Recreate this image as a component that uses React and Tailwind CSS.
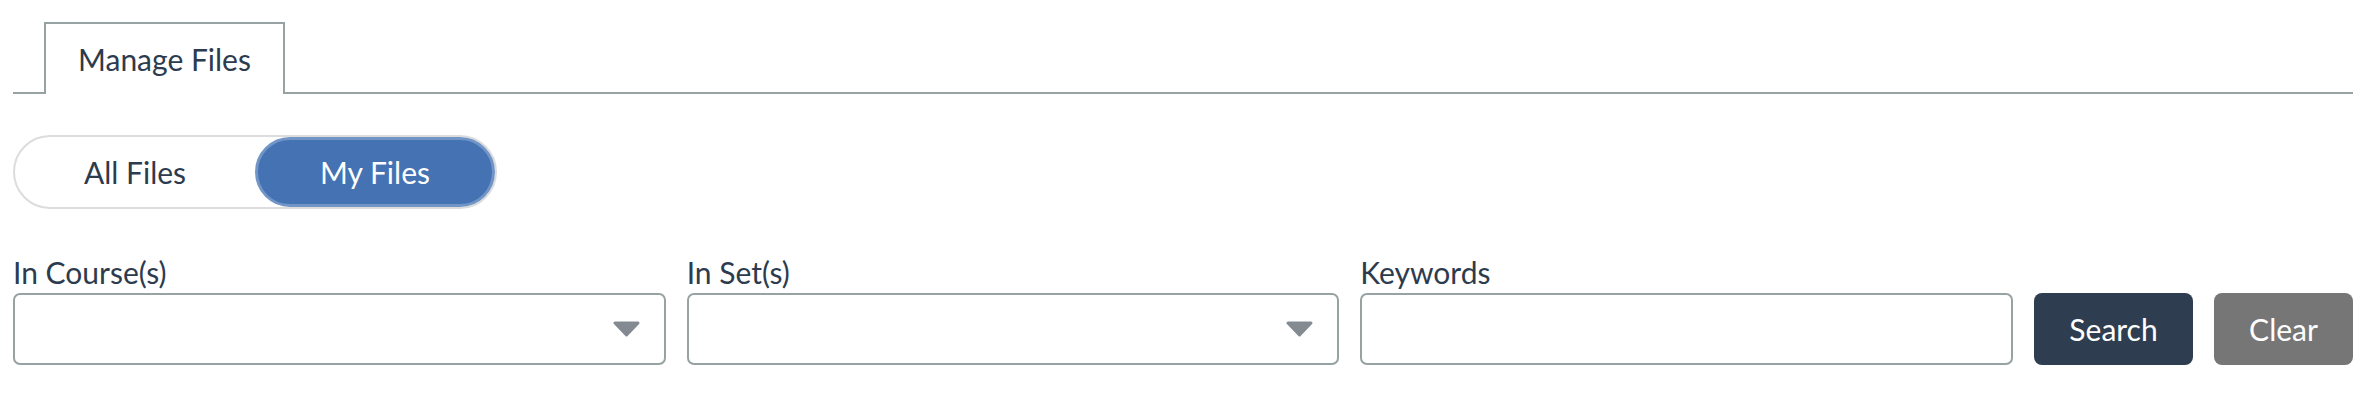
import React from 'react'

const borderGray = 'border-[#97a2a2]'

function Caret() {
  return (
    <svg width="27" height="16" viewBox="0 0 27 16" className="shrink-0">
      <polygon
        points="2,2 25,2 13.5,14"
        fill="#848a91"
        stroke="#848a91"
        strokeWidth="3"
        strokeLinejoin="round"
      />
    </svg>
  )
}

function Field({ label, select }) {
  return (
    <div className="flex-1 min-w-0 flex flex-col">
      <label className="leading-[36px] mb-[3px]">{label}</label>
      <div
        className={`h-[72px] rounded-[7px] border-2 ${borderGray} bg-white flex items-center justify-end pr-[24px]`}
      >
        {select && <Caret />}
      </div>
    </div>
  )
}

export default function App() {
  return (
    <div className="min-h-[412px] bg-white pl-[13px] pr-[9px] pt-[22px] font-['Lato',_'Liberation_Sans',_sans-serif] text-[30px] text-[#2d3b4e]">
      {/* Tabs */}
      <div className={`flex border-b-2 ${borderGray} pl-[31px]`}>
        <div
          className={`-mb-[2px] h-[72px] w-[241px] border-2 border-b-0 ${borderGray} bg-white flex items-center justify-center leading-[36px]`}
        >
          Manage Files
        </div>
      </div>

      {/* All / My toggle */}
      <div className="mt-[41px] w-[484px] h-[74px] rounded-full border-2 border-[#dcdcdc] flex items-stretch">
        <button className="flex-1 flex items-center justify-center leading-[36px]">All Files</button>
        <button className="w-[240px] rounded-full bg-[#4472b2] border-[3px] border-[#7195c7] text-white flex items-center justify-center leading-[36px]">
          My Files
        </button>
      </div>

      {/* Filters */}
      <div className="mt-[45px] flex items-end gap-[21px]">
        <Field label="In Course(s)" select />
        <Field label="In Set(s)" select />
        <Field label="Keywords" />
        <button className="w-[159px] h-[72px] rounded-[8px] bg-[#2f3d50] text-white leading-[36px]">
          Search
        </button>
        <button className="w-[139px] h-[72px] rounded-[8px] bg-[#767676] text-white leading-[36px]">
          Clear
        </button>
      </div>
    </div>
  )
}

- - - - - - -

▶ [Given request]: Reproduce the whole listing exactly, but not the images in it.

▶ [Answer to this exercise]:
Recreate this image as a component that uses React and Tailwind CSS.
import React from 'react'

const borderGray = 'border-[#97a2a2]'

function Caret() {
  return (
    <svg width="27" height="16" viewBox="0 0 27 16" className="shrink-0">
      <polygon
        points="2,2 25,2 13.5,14"
        fill="#848a91"
        stroke="#848a91"
        strokeWidth="3"
        strokeLinejoin="round"
      />
    </svg>
  )
}

function Field({ label, select }) {
  return (
    <div className="flex-1 min-w-0 flex flex-col">
      <label className="leading-[36px] mb-[3px]">{label}</label>
      <div
        className={`h-[72px] rounded-[7px] border-2 ${borderGray} bg-white flex items-center justify-end pr-[24px]`}
      >
        {select && <Caret />}
      </div>
    </div>
  )
}

export default function App() {
  return (
    <div className="min-h-[412px] bg-white pl-[13px] pr-[9px] pt-[22px] font-['Lato',_'Liberation_Sans',_sans-serif] text-[30px] text-[#2d3b4e]">
      {/* Tabs */}
      <div className={`flex border-b-2 ${borderGray} pl-[31px]`}>
        <div
          className={`-mb-[2px] h-[72px] w-[241px] border-2 border-b-0 ${borderGray} bg-white flex items-center justify-center leading-[36px]`}
        >
          Manage Files
        </div>
      </div>

      {/* All / My toggle */}
      <div className="mt-[41px] w-[484px] h-[74px] rounded-full border-2 border-[#dcdcdc] flex items-stretch">
        <button className="flex-1 flex items-center justify-center leading-[36px]">All Files</button>
        <button className="w-[240px] rounded-full bg-[#4472b2] border-[3px] border-[#7195c7] text-white flex items-center justify-center leading-[36px]">
          My Files
        </button>
      </div>

      {/* Filters */}
      <div className="mt-[45px] flex items-end gap-[21px]">
        <Field label="In Course(s)" select />
        <Field label="In Set(s)" select />
        <Field label="Keywords" />
        <button className="w-[159px] h-[72px] rounded-[8px] bg-[#2f3d50] text-white leading-[36px]">
          Search
        </button>
        <button className="w-[139px] h-[72px] rounded-[8px] bg-[#767676] text-white leading-[36px]">
          Clear
        </button>
      </div>
    </div>
  )
}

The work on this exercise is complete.